B.     Hermeneutika Hans-Georg Gadamer
            Hans Georg Gadamer adalah penulis kontemporer dalam bidang hermeneutik yang sangat terkemuka. Karyanya berjudul Wahrheit and Methode (Kebenaran dan Metode) banyak beredar di perpustakaan dan sirkulasi filsafat. Walaupun judul bukunya Kebenaran dan Methode, sebenarnya Gadamer tidak bermaksud menjadikan hermeneutika sebagai metode dan berada jauh dari kebenaran. Sebenarnya yang ingin ia tekankan adalah pemahaman yang mengarah pada tingkat ontologis bukan metodologis. Menurut Gadamer kebenaran menerangi metode-metode individual, sedangkan metode justru menghalangi atau menghambat kebenaran. Gadamer ingin mencapai kebenaran bukan melalui metode melainkan melalui dialektika.[8]
            Dalam Kebenaran dan Metode karya Gadamer yang paling menarik adalah konsepnya tentang “Permainan”. Dalam hubungannya dengan pengalaman dalam bidang seni, permainan dapat dijadikan kerangka berfikir di dalam proses memahami yang menjadi pokok bahasan hermeneutika. Pemahaman mendampingi kita pada saat menghadapi objek-objek di dunia ini. Kita tidak menyadari hal itu kita memahami bahwa kita mengerti itu tidak penting bagi kita namun tanpa kesadaran itu, kita tidak dapat menangkap objek yang kita hadapi. Contohnya saja pada setiap permainan mempunyai aturan atau dinamika sendiri yang bersifat independen terhadap kesadaran para pemainnya. Namun untuk dapat bermain dengan baik, pertama-tama orang harus mengetahui lebih dahulu aturan-aturan dan dinamikanya. Sesudah seseorang menguasai aturan-aturan dan dinamika permainan tersebut, maka segera ia tidak menyadari adanya peraturan tersebut, bahkan ia juga tidak menyadari permainan itu sendiri. Gadamer juga menolak konsep hermeneutika sebagai metode, meskipun menurut dia hemeneutika adalah pemahaman, namun ia tidak menyatakan bahwa pemahaman itu bersifat metodis.[9]
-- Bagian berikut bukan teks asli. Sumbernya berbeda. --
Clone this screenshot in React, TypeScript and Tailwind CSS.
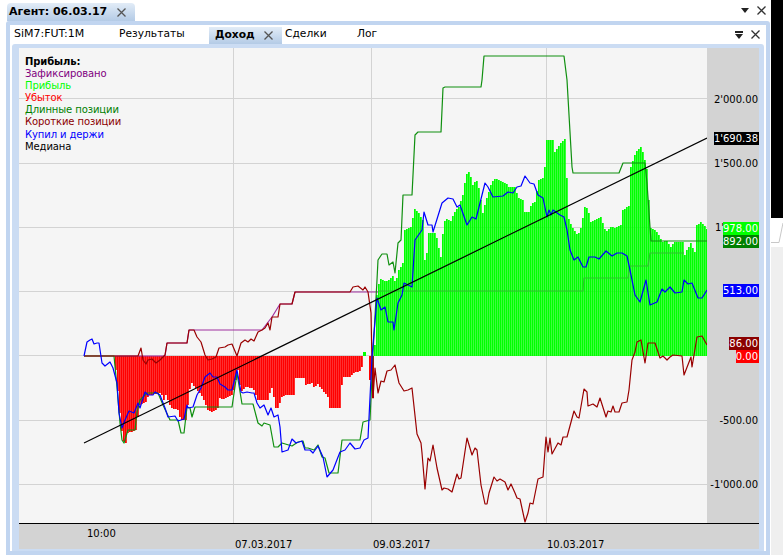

            Hans-Georg Gadamer adalah filosof mahaguru di Universitas tertua di Jerman, sekaligus raksasa pemikir abad XX, yang memiliki latar belakang pendidikan filologi, kebudayaan dan filsafat. Pandangannya tentang hermeneutika antara lain adalah:
1.      Hermeneutika menurut Gadamer
            Merupakan suatu usaha filsafati untuk mempertanggung jawabkan pemahaman sebagai proses ontologis di dalam manusia. Pemahaman bukan proses subyektif ataupun metode obyektifitas melainkan modus eksistensi manusia. Karena setiap pemahaman merupakan peristiwa historikal, dialektik dan kebahasaan.
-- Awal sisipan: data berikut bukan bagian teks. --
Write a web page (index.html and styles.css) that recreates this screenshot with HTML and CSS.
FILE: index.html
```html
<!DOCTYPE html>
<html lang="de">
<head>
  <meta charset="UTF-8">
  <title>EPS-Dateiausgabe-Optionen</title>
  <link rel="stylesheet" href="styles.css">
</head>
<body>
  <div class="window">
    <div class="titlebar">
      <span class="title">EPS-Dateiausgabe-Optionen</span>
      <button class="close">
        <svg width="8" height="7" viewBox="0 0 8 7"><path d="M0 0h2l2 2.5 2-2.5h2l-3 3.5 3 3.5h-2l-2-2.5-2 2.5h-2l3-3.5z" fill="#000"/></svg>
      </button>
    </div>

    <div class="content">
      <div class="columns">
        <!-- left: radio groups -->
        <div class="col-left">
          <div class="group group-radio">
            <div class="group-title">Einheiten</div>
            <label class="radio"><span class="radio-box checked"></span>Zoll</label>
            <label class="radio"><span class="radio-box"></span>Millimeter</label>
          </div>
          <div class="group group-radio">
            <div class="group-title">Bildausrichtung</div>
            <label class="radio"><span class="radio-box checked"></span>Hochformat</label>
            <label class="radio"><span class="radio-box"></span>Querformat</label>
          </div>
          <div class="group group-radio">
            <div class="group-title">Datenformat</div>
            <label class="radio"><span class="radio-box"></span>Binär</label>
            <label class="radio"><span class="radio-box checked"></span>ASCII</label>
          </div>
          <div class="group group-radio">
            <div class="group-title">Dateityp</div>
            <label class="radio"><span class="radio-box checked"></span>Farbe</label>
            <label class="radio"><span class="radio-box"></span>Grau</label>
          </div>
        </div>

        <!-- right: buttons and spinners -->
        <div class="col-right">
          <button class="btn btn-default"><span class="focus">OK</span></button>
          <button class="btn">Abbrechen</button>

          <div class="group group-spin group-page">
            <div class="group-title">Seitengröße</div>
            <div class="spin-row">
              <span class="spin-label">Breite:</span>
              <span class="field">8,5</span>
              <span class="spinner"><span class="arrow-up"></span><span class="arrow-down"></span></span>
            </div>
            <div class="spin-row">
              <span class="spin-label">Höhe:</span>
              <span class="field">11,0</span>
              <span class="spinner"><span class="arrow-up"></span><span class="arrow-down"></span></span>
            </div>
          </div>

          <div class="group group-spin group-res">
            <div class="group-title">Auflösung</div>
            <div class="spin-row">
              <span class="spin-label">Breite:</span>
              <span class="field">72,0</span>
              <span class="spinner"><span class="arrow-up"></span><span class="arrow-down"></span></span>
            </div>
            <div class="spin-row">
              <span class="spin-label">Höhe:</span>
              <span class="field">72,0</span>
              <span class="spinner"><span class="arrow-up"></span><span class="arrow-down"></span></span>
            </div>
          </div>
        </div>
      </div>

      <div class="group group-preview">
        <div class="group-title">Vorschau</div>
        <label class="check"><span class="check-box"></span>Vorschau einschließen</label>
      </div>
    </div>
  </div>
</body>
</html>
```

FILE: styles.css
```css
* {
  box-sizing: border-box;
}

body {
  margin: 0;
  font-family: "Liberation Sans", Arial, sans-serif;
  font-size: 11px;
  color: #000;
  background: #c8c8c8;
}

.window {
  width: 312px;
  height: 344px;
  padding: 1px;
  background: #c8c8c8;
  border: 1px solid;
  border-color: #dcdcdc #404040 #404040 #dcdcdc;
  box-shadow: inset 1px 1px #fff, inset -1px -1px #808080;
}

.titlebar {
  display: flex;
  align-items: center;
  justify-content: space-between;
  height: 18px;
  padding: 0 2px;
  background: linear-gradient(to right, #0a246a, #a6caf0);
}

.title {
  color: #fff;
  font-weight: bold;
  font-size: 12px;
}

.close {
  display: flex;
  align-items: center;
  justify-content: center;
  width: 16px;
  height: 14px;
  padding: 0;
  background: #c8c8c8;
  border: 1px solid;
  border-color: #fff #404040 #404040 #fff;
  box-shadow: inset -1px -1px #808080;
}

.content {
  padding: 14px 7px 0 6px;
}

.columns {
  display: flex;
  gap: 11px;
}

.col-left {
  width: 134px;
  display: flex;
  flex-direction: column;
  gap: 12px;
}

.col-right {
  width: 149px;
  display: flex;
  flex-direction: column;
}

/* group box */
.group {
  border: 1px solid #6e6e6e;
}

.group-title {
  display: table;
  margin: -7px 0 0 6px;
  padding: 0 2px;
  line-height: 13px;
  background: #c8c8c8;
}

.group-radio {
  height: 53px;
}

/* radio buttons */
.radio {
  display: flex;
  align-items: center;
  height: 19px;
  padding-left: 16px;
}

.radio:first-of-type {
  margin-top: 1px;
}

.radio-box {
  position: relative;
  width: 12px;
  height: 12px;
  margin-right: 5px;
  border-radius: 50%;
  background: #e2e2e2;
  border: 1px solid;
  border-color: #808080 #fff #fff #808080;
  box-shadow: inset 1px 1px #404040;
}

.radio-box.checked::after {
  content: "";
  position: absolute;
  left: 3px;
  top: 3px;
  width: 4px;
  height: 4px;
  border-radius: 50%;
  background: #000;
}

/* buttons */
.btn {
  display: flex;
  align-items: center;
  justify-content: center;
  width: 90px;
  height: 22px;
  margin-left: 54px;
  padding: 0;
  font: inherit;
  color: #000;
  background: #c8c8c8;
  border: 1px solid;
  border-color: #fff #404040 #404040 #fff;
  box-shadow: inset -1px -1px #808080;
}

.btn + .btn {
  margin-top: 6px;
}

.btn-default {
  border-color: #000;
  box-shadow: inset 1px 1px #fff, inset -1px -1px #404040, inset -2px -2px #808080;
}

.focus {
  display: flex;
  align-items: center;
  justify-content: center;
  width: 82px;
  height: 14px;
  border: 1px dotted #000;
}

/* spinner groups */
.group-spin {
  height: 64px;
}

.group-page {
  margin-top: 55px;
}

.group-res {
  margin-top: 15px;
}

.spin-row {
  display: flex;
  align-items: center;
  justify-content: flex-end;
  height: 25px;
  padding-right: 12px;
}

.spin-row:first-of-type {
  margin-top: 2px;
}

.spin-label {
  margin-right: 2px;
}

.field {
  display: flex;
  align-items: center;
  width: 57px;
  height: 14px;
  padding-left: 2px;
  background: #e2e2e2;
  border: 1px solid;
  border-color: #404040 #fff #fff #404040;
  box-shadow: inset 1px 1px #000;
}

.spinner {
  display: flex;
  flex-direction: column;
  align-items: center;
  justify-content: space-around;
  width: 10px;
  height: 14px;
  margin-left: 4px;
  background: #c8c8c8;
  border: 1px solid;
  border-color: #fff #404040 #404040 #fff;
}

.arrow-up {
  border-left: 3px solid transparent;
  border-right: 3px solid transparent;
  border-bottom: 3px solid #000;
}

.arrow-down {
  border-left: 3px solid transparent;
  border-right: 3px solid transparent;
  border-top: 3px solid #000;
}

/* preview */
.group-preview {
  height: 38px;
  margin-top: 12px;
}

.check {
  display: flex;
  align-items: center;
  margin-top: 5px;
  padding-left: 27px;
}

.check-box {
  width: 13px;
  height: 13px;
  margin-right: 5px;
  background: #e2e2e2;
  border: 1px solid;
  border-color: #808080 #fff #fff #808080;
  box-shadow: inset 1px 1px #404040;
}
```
            Bagi Gadamer hakikat hermeneutika adalah ontologi dan fenomenologi pemahaman yakni, apa hakikat pemahaman dan bagaimana mengungkapkannya sebagaimana adanya. Sejalan dengan tesis Heidegger yang mengatakan bahwa ada secara radikal historikal sifatnya, begitu pula Gadamer mengatakan bahwa pemahaman bersifat historikal. Hal ini berarti bahwa pemahaman, bahkan manusia itu sendiri dikuasai oleh sejarah. Sejarah dan masa lalu adalah suatu struktur dengan pemahaman juga pengetahuan, pikiran kita. gerak historikal merupakan inti pemahaman. Umumnya tanpa disadari, pemahaman adalah hasil interaksi masa lalu dan masa kini.[10]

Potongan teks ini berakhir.